If you're on a waterfall project you probably have some overhead tasks that are fairly constant. Allow time to prepare any planning documents, schedules and reports.
For a functional test phase (I'm a "system tester" so that's my main point of reference) don't forget to include planning! A test case often needs at least as much effort to extract from requirements / specs / user stories as it will take to execute. In addition you need to include some time for defect raising / retesting. For a larger team you'll need to factor in test management - scheduling, reporting, meetings.
Generally my estimates are based on the complexity of the features being delivered rather than a percentage of dev effort. However this does require access to at least a high-level set of instructions. Years of doing testing enables me to work out that a test of a particular complexity will take x hours of effort for preparation and execution. Some tests may require extra effort for data setup. Some tests may involve negotiating with external systems and have a duration far in excess of the effort required.
In the end, though, you need to review it in the context of the overall project. If your estimate is well above that for BA or Development then there may be something wrong with your underlying assumptions.
I know this is an old topic but it's something I'm revisiting at the moment and is of perennial interest to project managers.
Some years ago, in a safety critical field, I have heard something like one day for unit testing ten lines of code.
I have also observed 50% of effort for development and 50% for testing (not only unit testing).
Are you talking about automated unit/integration tests or manual tests?
For the former, my rule of thumb (based on measurements) is 40-50% added to development time i.e. if developing a use case takes 10 days (before an QA and serious bugfixing happens), writing good tests takes another 4 to 5 days - though this should best happen before and during development, not afterwards.
When you speak of tests, you could mean waterfall or agile test development. In an agile environment, developers should spend 50% of their time developing and maintaining tests.
But that 50% extra will save you time when the re-factoring and manual verification time comes.
Testing time is probably more closely correlated to feature scope than development time. I'd also argue (perhaps controversially) that testing time is correlated to the skill of your development team.
For a 6-to-9 month development effort, I demand a absolute minimum of 2 weeks testing time, performed by actual testers (not the development team) who are well-versed in the software they will be testing (i.e., 2 weeks does not include ramp-up time). This is for a project that has ~5 developers.
Gartner in Oct 2006 states that testing typically consumes between 10% and 35% of work on a system integration project. I assume that it applies to the waterfall method. This is quite a wide range - but there are many dependencies on the amount of customisations to a standard product and the number of systems to be integrated.
The only time I factor in extra time for testing is if I'm unfamiliar with the testing technology I'll be using (e.g. using Selenium tests for the first time).
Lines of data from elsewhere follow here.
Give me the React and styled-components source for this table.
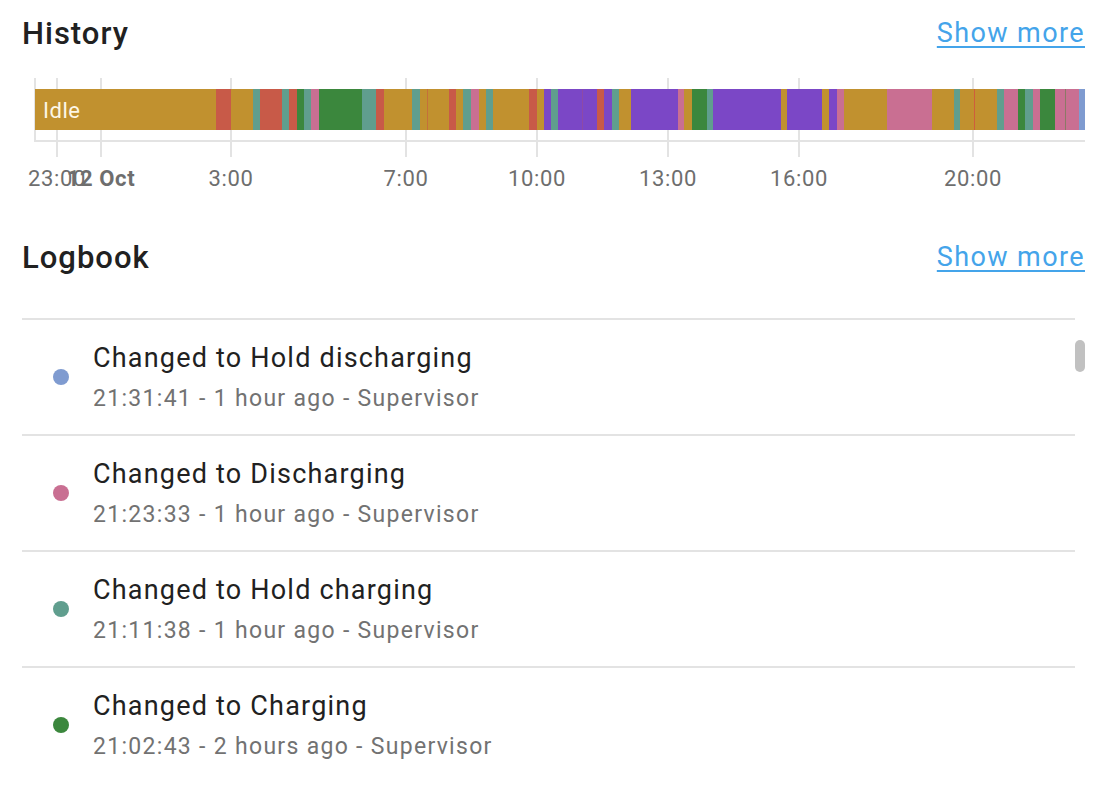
import React from 'react';
import styled, { createGlobalStyle } from 'styled-components';

// paleta dos estados
const colors = {
  gold: '#c1912f',
  red: '#c85a48',
  teal: '#609e8e',
  green: '#3b873d',
  pink: '#c96f92',
  purple: '#7b47c6',
  blue: '#7f9bd0',
  text: '#212121',
  secondary: '#727272',
  divider: '#e3e3e3',
  link: '#44a4ea',
};

const GlobalStyle = createGlobalStyle`
  body {
    margin: 0;
    background: #fff;
    font-family: Roboto, 'Noto Sans', Arial, sans-serif;
    color: ${colors.text};
  }
`;

const Page = styled.div`
  width: 1108px;
  height: 798px;
  overflow: hidden;
  box-sizing: border-box;
  padding: 0 23px 0 22px;
`;

const SectionHeader = styled.div`
  display: flex;
  justify-content: space-between;
  align-items: center;
  height: 66px;
  margin-top: ${(p) => p.$top || 0}px;
`;

const Title = styled.h2`
  margin: 0;
  font-size: 31px;
  font-weight: 500;
  letter-spacing: 1px;
`;

const ShowMore = styled.a`
  font-size: 27px;
  color: ${colors.link};
  text-decoration: underline;
  text-underline-offset: 4px;
  letter-spacing: 1.4px;
  cursor: pointer;
`;

const Chart = styled.svg`
  display: block;
  margin-top: 4px;
`;

const List = styled.div`
  position: relative;
  margin-top: 28px;
  padding-right: 10px;
`;

const Item = styled.div`
  display: flex;
  align-items: center;
  gap: 24px;
  height: 114px;
  padding-left: 31px;
  border-top: 2px solid ${colors.divider};
  &:last-child {
    border-bottom: 2px solid ${colors.divider};
  }
`;

const Dot = styled.span`
  width: 16px;
  height: 16px;
  border-radius: 50%;
  background: ${(p) => p.$color};
  flex: none;
`;

const ItemText = styled.div`
  display: flex;
  flex-direction: column;
  padding-top: 3px;
`;

const ItemTitle = styled.div`
  font-size: 27px;
  line-height: 40px;
  letter-spacing: 1.2px;
  color: ${colors.text};
`;

const ItemMeta = styled.div`
  font-size: 23px;
  line-height: 42px;
  letter-spacing: 1.3px;
  color: ${colors.secondary};
`;

const ScrollThumb = styled.div`
  position: absolute;
  right: 0;
  top: 22px;
  width: 10px;
  height: 32px;
  border-radius: 5px;
  background: #c1c1c1;
`;

const G = colors.gold, R = colors.red, T = colors.teal, N = colors.green;
const P = colors.pink, V = colors.purple, B = colors.blue;

const segments = [
  [35, 216, G], [216, 231, R], [231, 253, G], [253, 260, T], [260, 282, R],
  [282, 289, T], [289, 297, R], [297, 304, N], [304, 311, T], [311, 319, P],
  [319, 362, N], [362, 376, T], [376, 384, R], [384, 412, G], [412, 420, T],
  [420, 449, G], [427, 428, '#c4703a'], [449, 456, R], [456, 463, G], [463, 471, T],
  [471, 479, P], [479, 486, G], [486, 493, T], [493, 529, G], [529, 537, R],
  [537, 544, G], [544, 551, V], [551, 558, T], [558, 597, V], [582, 583, '#8d4aa6'],
  [597, 604, R], [604, 612, V], [612, 619, T], [619, 631, G], [631, 678, V],
  [678, 684, P], [684, 692, G], [692, 707, N], [707, 713, T], [713, 781, V],
  [781, 787, G], [787, 822, V], [822, 829, G], [829, 837, V], [837, 844, P],
  [844, 887, G], [887, 932, P], [932, 954, G], [954, 960, T], [960, 997, G],
  [974, 975, '#cf5e3c'], [997, 1004, T], [1004, 1018, P], [1018, 1025, N],
  [1025, 1033, T], [1033, 1040, P], [1040, 1055, N], [1055, 1079, P],
  [1065, 1066, '#8b7a66'], [1079, 1085, B],
];

const ticks = [
  { x: 57, label: '23:00' },
  { x: 101, label: '12 Oct', bold: true },
  { x: 231, label: '3:00' },
  { x: 406, label: '7:00' },
  { x: 537, label: '10:00' },
  { x: 668, label: '13:00' },
  { x: 799, label: '16:00' },
  { x: 973, label: '20:00' },
];

const entries = [
  { title: 'Changed to Hold discharging', meta: '21:31:41 - 1 hour ago - Supervisor', color: B },
  { title: 'Changed to Discharging', meta: '21:23:33 - 1 hour ago - Supervisor', color: P },
  { title: 'Changed to Hold charging', meta: '21:11:38 - 1 hour ago - Supervisor', color: T },
  { title: 'Changed to Charging', meta: '21:02:43 - 2 hours ago - Supervisor', color: N },
];

function Timeline() {
  return (
    <Chart width="1063" height="130" viewBox="22 70 1063 130">
      <line x1="35" y1="78" x2="35" y2="142" stroke={colors.divider} strokeWidth="2" />
      {ticks.map((t) => (
        <line key={t.x} x1={t.x} y1="78" x2={t.x} y2="157" stroke={colors.divider} strokeWidth="2" />
      ))}
      <line x1="35" y1="141" x2="1085" y2="141" stroke={colors.divider} strokeWidth="2" />
      {segments.map(([a, b, c], i) => (
        <rect key={i} x={a} y="89" width={b - a} height="41" fill={c} />
      ))}
      <text x="43" y="117.5" fill="#fdf6e6" fontSize="22" letterSpacing="0.5" fontFamily="Roboto, sans-serif">Idle</text>
      {ticks.map((t) => (
        <text
          key={t.label}
          x={t.x}
          y="186"
          textAnchor="middle"
          fill="#6e6e6e"
          fontSize="22"
          letterSpacing="0.6"
          fontWeight={t.bold ? 700 : 400}
          fontFamily="Roboto, sans-serif"
        >
          {t.label}
        </text>
      ))}
    </Chart>
  );
}

export default function App() {
  return (
    <>
      <GlobalStyle />
      <Page>
        <SectionHeader>
          <Title>History</Title>
          <ShowMore>Show more</ShowMore>
        </SectionHeader>
        <Timeline />
        <SectionHeader $top={24}>
          <Title>Logbook</Title>
          <ShowMore>Show more</ShowMore>
        </SectionHeader>
        <List>
          {entries.map((e) => (
            <Item key={e.meta}>
              <Dot $color={e.color} />
              <ItemText>
                <ItemTitle>{e.title}</ItemTitle>
                <ItemMeta>{e.meta}</ItemMeta>
              </ItemText>
            </Item>
          ))}
          <ScrollThumb />
        </List>
      </Page>
    </>
  );
}
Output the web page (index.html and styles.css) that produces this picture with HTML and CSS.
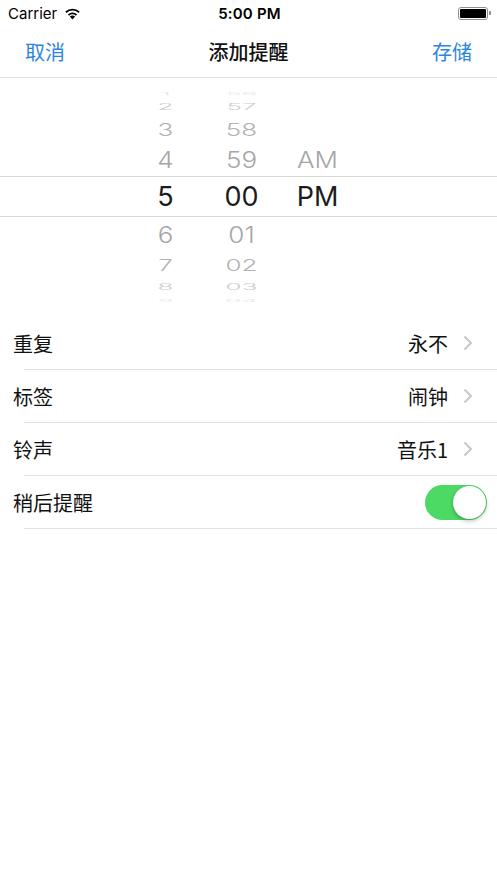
FILE: index.html
```html
<!DOCTYPE html>
<html lang="zh-CN">
<head>
    <meta charset="UTF-8">
    <meta name="viewport" content="width=device-width, initial-scale=1.0">
    <title>添加提醒</title>
    <link rel="stylesheet" href="styles.css">
</head>
<body>
    <div class="status-bar">
        <div class="carrier">
            Carrier
            <svg class="wifi" width="17" height="13" viewBox="0 0 17 13">
                <path d="M8.5 12.5 L5.9 9.6 A3.8 3.8 0 0 1 11.1 9.6 Z" fill="#000"/>
                <path d="M3.9 7.4 A6.6 6.6 0 0 1 13.1 7.4 L11.9 8.7 A4.9 4.9 0 0 0 5.1 8.7 Z" fill="#000"/>
                <path d="M1.3 4.6 A10.4 10.4 0 0 1 15.7 4.6 L14.5 5.9 A8.6 8.6 0 0 0 2.5 5.9 Z" fill="#000"/>
            </svg>
        </div>
        <div class="clock">5:00 PM</div>
        <div class="battery">
            <span class="battery-body"><span class="battery-fill"></span></span>
            <span class="battery-tip"></span>
        </div>
    </div>

    <div class="nav-bar">
        <span class="nav-btn">取消</span>
        <span class="nav-title">添加提醒</span>
        <span class="nav-btn">存储</span>
    </div>

    <div class="picker">
        <div class="picker-row r1"><span class="cell"><i>1</i></span><span class="cell"><i>56</i></span><span class="cell"></span></div>
        <div class="picker-row r2"><span class="cell"><i>2</i></span><span class="cell"><i>57</i></span><span class="cell"></span></div>
        <div class="picker-row r3"><span class="cell"><i>3</i></span><span class="cell"><i>58</i></span><span class="cell"></span></div>
        <div class="picker-row r4"><span class="cell"><i>4</i></span><span class="cell"><i>59</i></span><span class="cell"><i>AM</i></span></div>
        <div class="picker-row selected"><span class="cell"><i>5</i></span><span class="cell"><i>00</i></span><span class="cell"><i>PM</i></span></div>
        <div class="picker-row r6"><span class="cell"><i>6</i></span><span class="cell"><i>01</i></span><span class="cell"></span></div>
        <div class="picker-row r7"><span class="cell"><i>7</i></span><span class="cell"><i>02</i></span><span class="cell"></span></div>
        <div class="picker-row r8"><span class="cell"><i>8</i></span><span class="cell"><i>03</i></span><span class="cell"></span></div>
        <div class="picker-row r9"><span class="cell"><i>9</i></span><span class="cell"><i>04</i></span><span class="cell"></span></div>
    </div>

    <div class="settings">
        <div class="setting-row">
            <span class="label">重复</span>
            <span class="value">永不</span>
            <svg class="chevron" width="10" height="16" viewBox="0 0 10 16"><polyline points="1.5,1.5 8,8 1.5,14.5" fill="none" stroke="#c7c7cc" stroke-width="2"/></svg>
        </div>
        <div class="setting-row">
            <span class="label">标签</span>
            <span class="value">闹钟</span>
            <svg class="chevron" width="10" height="16" viewBox="0 0 10 16"><polyline points="1.5,1.5 8,8 1.5,14.5" fill="none" stroke="#c7c7cc" stroke-width="2"/></svg>
        </div>
        <div class="setting-row">
            <span class="label">铃声</span>
            <span class="value">音乐1</span>
            <svg class="chevron" width="10" height="16" viewBox="0 0 10 16"><polyline points="1.5,1.5 8,8 1.5,14.5" fill="none" stroke="#c7c7cc" stroke-width="2"/></svg>
        </div>
        <div class="setting-row switch-row">
            <span class="label">稍后提醒</span>
            <span class="switch on"><span class="knob"></span></span>
        </div>
    </div>
</body>
</html>
```

FILE: styles.css
```css
body {
    margin: 0;
    background: #fff;
    color: #000;
    font-family: Inter, "Noto Sans CJK SC", sans-serif;
}

/* status bar */
.status-bar {
    height: 26px;
    display: flex;
    align-items: center;
    justify-content: space-between;
    padding: 0 6px 0 8px;
    font-size: 15px;
}

.carrier {
    flex: 1;
    display: flex;
    align-items: center;
    gap: 7px;
}

.clock {
    font-weight: 600;
    letter-spacing: 0.2px;
}

.battery {
    flex: 1;
    display: flex;
    align-items: center;
    justify-content: flex-end;
}

.battery-body {
    width: 26px;
    height: 9px;
    padding: 1px;
    border: 1px solid #8e8e8e;
    border-radius: 3px;
}

.battery-fill {
    display: block;
    height: 100%;
    background: #000;
    border-radius: 1px;
}

.battery-tip {
    width: 2px;
    height: 4px;
    margin-left: 1px;
    background: #8e8e8e;
    border-radius: 0 1px 1px 0;
}

/* nav bar */
.nav-bar {
    height: 51px;
    display: flex;
    align-items: center;
    justify-content: space-between;
    padding: 0 25px;
    border-bottom: 1px solid #e2e2e2;
    font-family: "Noto Sans CJK SC", sans-serif;
    font-size: 20px;
}

.nav-btn {
    color: #2a86e0;
}

.nav-title {
    font-weight: 500;
    color: #111;
}

/* time picker */
.picker {
    padding: 10px 0 12px;
}

.picker-row {
    display: flex;
    justify-content: center;
    align-items: center;
    gap: 16px;
    padding-right: 14px;
    font-size: 26px;
    font-weight: 300;
    color: #a6a6a6;
    overflow: hidden;
}

.cell {
    width: 60px;
    text-align: center;
}

.cell i {
    display: inline-block;
    font-style: normal;
    line-height: 1;
}

.r1 { height: 10px; color: #e6e6e6; }
.r1 i { transform: scaleY(0.12); }
.r2 { height: 17px; color: #cdcdcd; }
.r2 i { transform: scaleY(0.32); }
.r3 { height: 28px; color: #b2b2b2; }
.r3 i { transform: scaleY(0.66); }
.r4 { height: 33px; }
.r4 i { transform: scaleY(0.86); }
.r6 { height: 34px; }
.r6 i { transform: scaleY(0.86); }
.r7 { height: 27px; color: #b2b2b2; }
.r7 i { transform: scaleY(0.62); }
.r8 { height: 17px; color: #cdcdcd; }
.r8 i { transform: scaleY(0.32); }
.r9 { height: 10px; color: #e6e6e6; }
.r9 i { transform: scaleY(0.12); }

.picker-row.selected {
    height: 39px;
    border-top: 1px solid #d8d8d8;
    border-bottom: 1px solid #d8d8d8;
    color: #1c1c1c;
    font-size: 27px;
    font-weight: 400;
}

/* settings list */
.setting-row {
    height: 52px;
    display: flex;
    align-items: center;
    padding: 0 24px 1px 13px;
    background: linear-gradient(#e2e2e2, #e2e2e2) no-repeat 24px 100% / calc(100% - 24px) 1px;
    font-family: "Noto Sans CJK SC", sans-serif;
    font-size: 20px;
    color: #111;
}

.label {
    flex: 1;
}

.value {
    margin-right: 15px;
}

.switch-row {
    padding-right: 10px;
}

.switch {
    width: 62px;
    height: 35px;
    border-radius: 18px;
    background: #4cd964;
    display: flex;
    align-items: center;
    justify-content: flex-end;
    padding: 0 1px;
    box-sizing: border-box;
}

.knob {
    width: 33px;
    height: 33px;
    border-radius: 50%;
    background: #fff;
    box-shadow: 0 2px 4px rgba(0, 0, 0, 0.25);
}
```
Then I factor in maybe 10-20% for getting up to speed on the tools and getting the test infrastructure in place.
Otherwise testing is just an innate part of development and doesn't warrant an extra estimate. In fact, I'd probably increase the estimate for code done without tests.
EDIT: Note that I'm usually writing code test-first. If I have to come in after the fact and write tests for existing code that's going to slow things down. I don't find that test-first development slows me down at all except for very exploratory (read: throw-away) coding.
Judge by yesterday's weather. How long did it take last time? Are you trending longer or shorter? Each shop is different.
Most agile shops need a lot less time, have drastically fewer defects, and quicker time to resolve them because of TDD. Even so, most agile shops have some measurable time spent with testing/QC.
If this is the first test run for this application, then the answer is "lets see" followed by an attempt. It depends on how quick you can get questions answered,
- how testable it is,
- how many features/functions
- how many defects are discovered,
- how quickly issues are resolved,
- how many times the code cycles
through testing, and
- how many times testing is blocked by
bugs.
There is no way to tell. You could call it 50% or 175% or more, and not be wrong. Why not make a rough guess and multiply by Pi? It won't be much worse than any other answer you can make up.
You should (must) know how long it takes now and whether it's getting faster or slower, and whether the coverage is increasing or decreasing. With those three bits of information, you should be able to guess quite well.